In general, "courts have frequently precluded a witness from testifying as an expert where the witness has specialized knowledge on one subject but offers to testify on a different subject." 28 Wright Gold, Federal Practice and Procedure § 6205. Two such opinions are of particular significance here. First, in an action by a seller of coal-mining assets for fraud and breach of contract, the Sixth Circuit held that a district court committed error in admitting testimony from the plaintiff's expert. Coal Res., Inc. v. Gulf W. Indus., 954 F.2d 1263, 1269 (6th Cir. 1992). The appellate court noted that although the expert — the chief executive officer of a coal company — was qualified to give expert testimony as to the development and mining of the property purchased, he was not qualified to give expert testimony as to the cost of a coal-preparation plan. Id. Second, in a civil rights action arising out of land condemnation, the Ninth Circuit held that the trial court did not abuse its discretion in refusing to permit a witness to testify as an expert on valuation of development rights where the witness had experience as a regulator of a regional land use program but had no experience in valuation of development rights. Suitum v. Tahoe Reg'l Planning Agency, 80 F.3d 359, 363 (9th Cir. 1996), vacated on other grounds, 520 U.S. 725 (1997). As the appellate court noted, "[i]t was not a clear error of judgment for the district court to conclude that a licensed appraiser or someone with demonstrated experience in valuation was the proper expert on this issue." Id. (emphasis in original).

In this case, "someone with demonstrated experience in valuation [is] the proper expert" on the issue of apportionment. Id.
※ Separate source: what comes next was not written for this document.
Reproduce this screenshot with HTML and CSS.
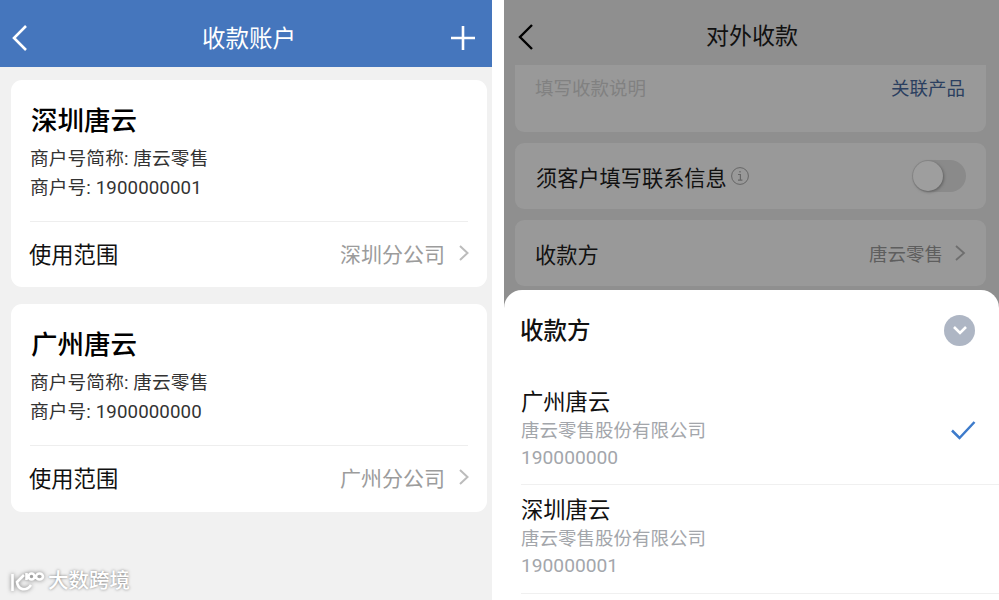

Along this line of analysis, PIL claims that Perle has "specific experience" in the "valuation of photographs and their use as a component of books and magazines," including:

• Managing the licensing and purchasing for publication of photographs in Time magazines and in the LIFE Picture Collection;
• Leading negotiations with the American Society of Magazine Photographers concerning the terms of compensation for Time's use of photographs taken by staff photographers;
• Negotiating deals with photographers, stock photo houses, and photographic rights-owners concerning the fees to be paid for various uses of photographs;
• Negotiating deals for the acquisition of libraries of photographic rights, including the Corbis collection and the Media Access Corporation's acquisition of the Bettman Archive; and
• Negotiating the settlement of a dispute concerning the allegedly unauthorized publication of photographs in a book by The American Golfer in which the settlement negotiations centered on the apportioned value to the book of those photographs.

In response, Ty argues that Perle's "knowledge" in regard to valuation only relates to the valuation of photographs for purposes of acquiring rights to them, which is not the same as determining what profits are driven by their use.
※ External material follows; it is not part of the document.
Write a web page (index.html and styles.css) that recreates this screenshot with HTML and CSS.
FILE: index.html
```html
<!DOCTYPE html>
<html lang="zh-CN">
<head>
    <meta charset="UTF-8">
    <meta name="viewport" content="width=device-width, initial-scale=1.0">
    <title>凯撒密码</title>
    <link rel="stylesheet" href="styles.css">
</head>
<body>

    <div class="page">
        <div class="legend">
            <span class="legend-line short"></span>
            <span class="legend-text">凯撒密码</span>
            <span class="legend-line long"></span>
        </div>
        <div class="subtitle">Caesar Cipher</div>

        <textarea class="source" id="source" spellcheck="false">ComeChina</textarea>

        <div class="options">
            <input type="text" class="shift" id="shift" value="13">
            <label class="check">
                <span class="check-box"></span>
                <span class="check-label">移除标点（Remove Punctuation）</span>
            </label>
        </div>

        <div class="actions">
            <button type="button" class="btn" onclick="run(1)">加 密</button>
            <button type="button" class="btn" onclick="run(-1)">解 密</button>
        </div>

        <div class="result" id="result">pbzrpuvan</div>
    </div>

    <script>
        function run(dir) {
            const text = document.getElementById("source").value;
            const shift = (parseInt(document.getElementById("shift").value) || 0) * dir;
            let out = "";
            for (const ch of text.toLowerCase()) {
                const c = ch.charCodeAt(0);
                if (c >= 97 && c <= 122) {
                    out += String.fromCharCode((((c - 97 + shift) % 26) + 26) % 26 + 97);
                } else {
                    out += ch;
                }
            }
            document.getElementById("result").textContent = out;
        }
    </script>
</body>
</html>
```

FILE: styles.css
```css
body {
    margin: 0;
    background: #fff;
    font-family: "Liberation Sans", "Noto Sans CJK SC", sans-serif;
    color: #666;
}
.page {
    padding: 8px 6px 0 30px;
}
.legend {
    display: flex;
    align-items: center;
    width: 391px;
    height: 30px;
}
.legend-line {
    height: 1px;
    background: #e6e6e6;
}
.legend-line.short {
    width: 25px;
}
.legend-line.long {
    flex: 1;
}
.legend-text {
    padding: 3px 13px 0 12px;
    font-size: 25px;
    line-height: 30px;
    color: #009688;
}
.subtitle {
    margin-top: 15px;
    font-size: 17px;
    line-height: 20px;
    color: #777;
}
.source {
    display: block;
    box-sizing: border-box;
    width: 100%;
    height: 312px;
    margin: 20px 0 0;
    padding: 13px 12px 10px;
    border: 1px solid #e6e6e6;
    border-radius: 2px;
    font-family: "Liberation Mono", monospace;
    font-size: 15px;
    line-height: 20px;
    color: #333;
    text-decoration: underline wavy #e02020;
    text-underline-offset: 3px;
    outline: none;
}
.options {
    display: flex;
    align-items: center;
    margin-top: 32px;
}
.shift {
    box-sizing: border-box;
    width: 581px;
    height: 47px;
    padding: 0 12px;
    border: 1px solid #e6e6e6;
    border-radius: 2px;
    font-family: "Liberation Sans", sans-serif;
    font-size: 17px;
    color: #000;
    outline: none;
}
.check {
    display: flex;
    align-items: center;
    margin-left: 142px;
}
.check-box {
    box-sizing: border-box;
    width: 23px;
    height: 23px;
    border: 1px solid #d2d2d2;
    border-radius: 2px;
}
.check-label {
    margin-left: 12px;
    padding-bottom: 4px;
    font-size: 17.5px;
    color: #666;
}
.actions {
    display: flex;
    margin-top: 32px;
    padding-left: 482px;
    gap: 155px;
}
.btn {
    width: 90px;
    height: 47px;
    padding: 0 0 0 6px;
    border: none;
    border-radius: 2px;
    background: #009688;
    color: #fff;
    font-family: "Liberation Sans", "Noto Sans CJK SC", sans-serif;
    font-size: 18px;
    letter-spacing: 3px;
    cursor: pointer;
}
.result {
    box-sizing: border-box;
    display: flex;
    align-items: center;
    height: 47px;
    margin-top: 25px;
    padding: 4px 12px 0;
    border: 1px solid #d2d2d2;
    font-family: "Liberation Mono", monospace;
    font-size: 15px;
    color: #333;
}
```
As an initial matter, Ty is incorrect that Perle's experience is exclusively limited to the valuation of photographs for purposes of acquiring rights to them. As noted above, he has at least once negotiated a settlement of a case in which a major component was the apportioned value to the book of the allegedly unauthorized publication of certain photographs. Nonetheless, the bulk of Perle's experience which allegedly qualifies him to be an expert does deal with the valuation of photographs for purposes of acquiring rights to them. Regardless, this limitation does not preclude him as an expert because there is a strong tie between the valuation of photographs for purposes of acquiring rights to them and determining what profits are driven by their use. The valuation of photographs for purposes of acquiring rights to them for commercial publication, a critical element in determining the use value is the estimated anticipated benefits derived from acquiring the right to use. In other words, the profits one hopes to make as a partial result of using a photograph is a factor in determining how much one will pay beforehand to use it. In addition, the comparative importance of a photograph as opposed to other content materials ( i.e., other photographs, text, illustrations, advertisement, etc.) in contributing to the profitability of a commercial publication is an element that must be considered in determining the valuation for use rights. In the end, therefore, determining the value of photographs for commercial use is inevitably intertwined with determining the value of photographs in contributing to commercial profitability. Accordingly, Perle's professional experience in determining valuation for use rights qualifies him as an expert in this case.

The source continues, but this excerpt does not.